### What this task involves:
Give the data again exactly as written, skipping any pictures.

### Collected data:
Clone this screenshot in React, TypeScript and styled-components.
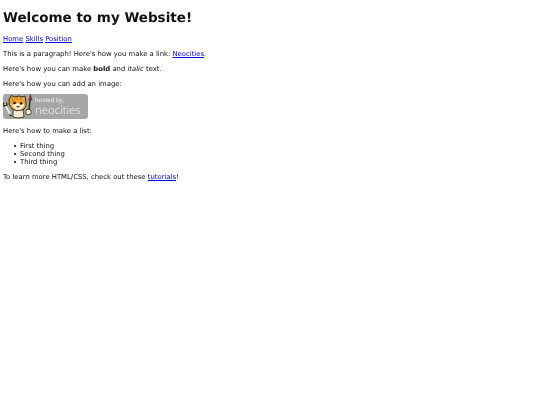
import styled, { createGlobalStyle } from "styled-components";

const Global = createGlobalStyle`
  html, body {
    margin: 0;
    background: #fff;
  }
  body {
    padding: 3.4px;
    font-family: "DejaVu Sans", Verdana, sans-serif;
    font-size: 6.85px;
    line-height: 8px;
    color: #111;
    text-rendering: geometricPrecision;
  }
  #root {
    will-change: transform;
  }
`;

const Title = styled.h1`
  font-size: 13.5px;
  font-weight: bold;
  line-height: 16px;
  margin: 7px 0 9px;
`;

const Para = styled.p<{ $gap?: number }>`
  margin: 0 0 ${(p) => p.$gap ?? 7}px;
`;

const Link = styled.a`
  color: #0000ee;
  text-decoration: underline;
`;

const Nav = styled.nav`
  margin: 0 0 6.5px;
`;

const Badge = styled.div`
  display: flex;
  width: 85px;
  height: 25px;
  margin: 0 0 8px;
  border-radius: 3px;
  background: #a6a6a6;
  overflow: hidden;
`;

const BadgeText = styled.div`
  display: flex;
  flex-direction: column;
  padding-top: 3px;
  font-family: "Open Sans", sans-serif;
  color: #f6f6f6;
`;

const Hosted = styled.span`
  font-size: 6px;
  line-height: 7px;
`;

const Brand = styled.span`
  font-size: 11.4px;
  font-weight: 300;
  line-height: 13px;
`;

const Mascot = styled.svg`
  flex: none;
`;

const List = styled.ul`
  margin: 7px 0;
  padding-left: 17px;
  list-style: none;
`;

const Item = styled.li`
  position: relative;

  &::before {
    content: "";
    position: absolute;
    left: -6px;
    top: 3px;
    width: 2.4px;
    height: 2.4px;
    border-radius: 50%;
    background: #111;
  }
`;

const App = () => (
  <>
    <Global />
    <Title>Welcome to my Website!</Title>
    <Nav>
      <Link href="#">Home</Link> <Link href="#">Skills</Link> <Link href="#">Position</Link>
    </Nav>
    <Para>
      This is a paragraph! Here's how you make a link: <Link href="#">Neocities</Link>.
    </Para>
    <Para>
      Here's how you can make <b>bold</b> and <i>italic</i> text.
    </Para>
    <Para $gap={6}>Here's how you can add an image:</Para>
    <Badge>
      <Mascot width="32" height="25" viewBox="0 0 32 25">
        {/* wrench */}
        <path d="M1.5 10 L7 20" stroke="#f0f0f0" strokeWidth="1.8" />
        <path d="M0.5 8.5 L1 12 L4 11 L3.5 8.5 M6 21 L9 22" stroke="#2a2520" strokeWidth="1.2" fill="none" />
        {/* body */}
        <path d="M10 15 L20 15 L21 23 Q15 25 10 23Z" fill="#f6ead0" stroke="#2a2117" strokeWidth="0.8" />
        {/* head */}
        <path d="M6 6 L8 1.5 L12 3 Q16 1 19 3 L22 2 L23 9 Q24 14 19 16 Q13 18 9 15 Q5 11 6 6Z" fill="#eda52f" stroke="#2a2117" strokeWidth="0.9" />
        <path d="M9 11 Q14 8 21 10 Q21 15 16 16 Q11 16 9 11Z" fill="#fbf0d6" />
        <path d="M9 4 L11 7 M14 3 L14.5 6 M18 3.5 L17.5 6" stroke="#a8661a" strokeWidth="0.8" />
        <circle cx="11.5" cy="9" r="1.3" fill="#1c1510" />
        <circle cx="18" cy="9.5" r="1.3" fill="#1c1510" />
        <path d="M13 12 Q15 15 17 12Z" fill="#7a2a1d" />
        {/* paintbrush */}
        <path d="M27 6 L26 17" stroke="#3a2a1c" strokeWidth="1.5" />
        <path d="M27.5 0.5 L29 6 L25.5 6Z" fill="#a8322a" stroke="#2a2117" strokeWidth="0.4" />
        <circle cx="25.5" cy="18" r="2.8" fill="#fbf0d6" stroke="#2a2117" strokeWidth="0.8" />
      </Mascot>
      <BadgeText>
        <Hosted>hosted by,</Hosted>
        <Brand>neocities</Brand>
      </BadgeText>
    </Badge>
    <Para>Here's how to make a list:</Para>
    <List>
      <Item>First thing</Item>
      <Item>Second thing</Item>
      <Item>Third thing</Item>
    </List>
    <Para>
      To learn more HTML/CSS, check out these <Link href="#">tutorials</Link>!
    </Para>
  </>
);

export default App;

### Reply:
Clone this screenshot in React, TypeScript and styled-components.
import styled, { createGlobalStyle } from "styled-components";

const Global = createGlobalStyle`
  html, body {
    margin: 0;
    background: #fff;
  }
  body {
    padding: 3.4px;
    font-family: "DejaVu Sans", Verdana, sans-serif;
    font-size: 6.85px;
    line-height: 8px;
    color: #111;
    text-rendering: geometricPrecision;
  }
  #root {
    will-change: transform;
  }
`;

const Title = styled.h1`
  font-size: 13.5px;
  font-weight: bold;
  line-height: 16px;
  margin: 7px 0 9px;
`;

const Para = styled.p<{ $gap?: number }>`
  margin: 0 0 ${(p) => p.$gap ?? 7}px;
`;

const Link = styled.a`
  color: #0000ee;
  text-decoration: underline;
`;

const Nav = styled.nav`
  margin: 0 0 6.5px;
`;

const Badge = styled.div`
  display: flex;
  width: 85px;
  height: 25px;
  margin: 0 0 8px;
  border-radius: 3px;
  background: #a6a6a6;
  overflow: hidden;
`;

const BadgeText = styled.div`
  display: flex;
  flex-direction: column;
  padding-top: 3px;
  font-family: "Open Sans", sans-serif;
  color: #f6f6f6;
`;

const Hosted = styled.span`
  font-size: 6px;
  line-height: 7px;
`;

const Brand = styled.span`
  font-size: 11.4px;
  font-weight: 300;
  line-height: 13px;
`;

const Mascot = styled.svg`
  flex: none;
`;

const List = styled.ul`
  margin: 7px 0;
  padding-left: 17px;
  list-style: none;
`;

const Item = styled.li`
  position: relative;

  &::before {
    content: "";
    position: absolute;
    left: -6px;
    top: 3px;
    width: 2.4px;
    height: 2.4px;
    border-radius: 50%;
    background: #111;
  }
`;

const App = () => (
  <>
    <Global />
    <Title>Welcome to my Website!</Title>
    <Nav>
      <Link href="#">Home</Link> <Link href="#">Skills</Link> <Link href="#">Position</Link>
    </Nav>
    <Para>
      This is a paragraph! Here's how you make a link: <Link href="#">Neocities</Link>.
    </Para>
    <Para>
      Here's how you can make <b>bold</b> and <i>italic</i> text.
    </Para>
    <Para $gap={6}>Here's how you can add an image:</Para>
    <Badge>
      <Mascot width="32" height="25" viewBox="0 0 32 25">
        {/* wrench */}
        <path d="M1.5 10 L7 20" stroke="#f0f0f0" strokeWidth="1.8" />
        <path d="M0.5 8.5 L1 12 L4 11 L3.5 8.5 M6 21 L9 22" stroke="#2a2520" strokeWidth="1.2" fill="none" />
        {/* body */}
        <path d="M10 15 L20 15 L21 23 Q15 25 10 23Z" fill="#f6ead0" stroke="#2a2117" strokeWidth="0.8" />
        {/* head */}
        <path d="M6 6 L8 1.5 L12 3 Q16 1 19 3 L22 2 L23 9 Q24 14 19 16 Q13 18 9 15 Q5 11 6 6Z" fill="#eda52f" stroke="#2a2117" strokeWidth="0.9" />
        <path d="M9 11 Q14 8 21 10 Q21 15 16 16 Q11 16 9 11Z" fill="#fbf0d6" />
        <path d="M9 4 L11 7 M14 3 L14.5 6 M18 3.5 L17.5 6" stroke="#a8661a" strokeWidth="0.8" />
        <circle cx="11.5" cy="9" r="1.3" fill="#1c1510" />
        <circle cx="18" cy="9.5" r="1.3" fill="#1c1510" />
        <path d="M13 12 Q15 15 17 12Z" fill="#7a2a1d" />
        {/* paintbrush */}
        <path d="M27 6 L26 17" stroke="#3a2a1c" strokeWidth="1.5" />
        <path d="M27.5 0.5 L29 6 L25.5 6Z" fill="#a8322a" stroke="#2a2117" strokeWidth="0.4" />
        <circle cx="25.5" cy="18" r="2.8" fill="#fbf0d6" stroke="#2a2117" strokeWidth="0.8" />
      </Mascot>
      <BadgeText>
        <Hosted>hosted by,</Hosted>
        <Brand>neocities</Brand>
      </BadgeText>
    </Badge>
    <Para>Here's how to make a list:</Para>
    <List>
      <Item>First thing</Item>
      <Item>Second thing</Item>
      <Item>Third thing</Item>
    </List>
    <Para>
      To learn more HTML/CSS, check out these <Link href="#">tutorials</Link>!
    </Para>
  </>
);

export default App;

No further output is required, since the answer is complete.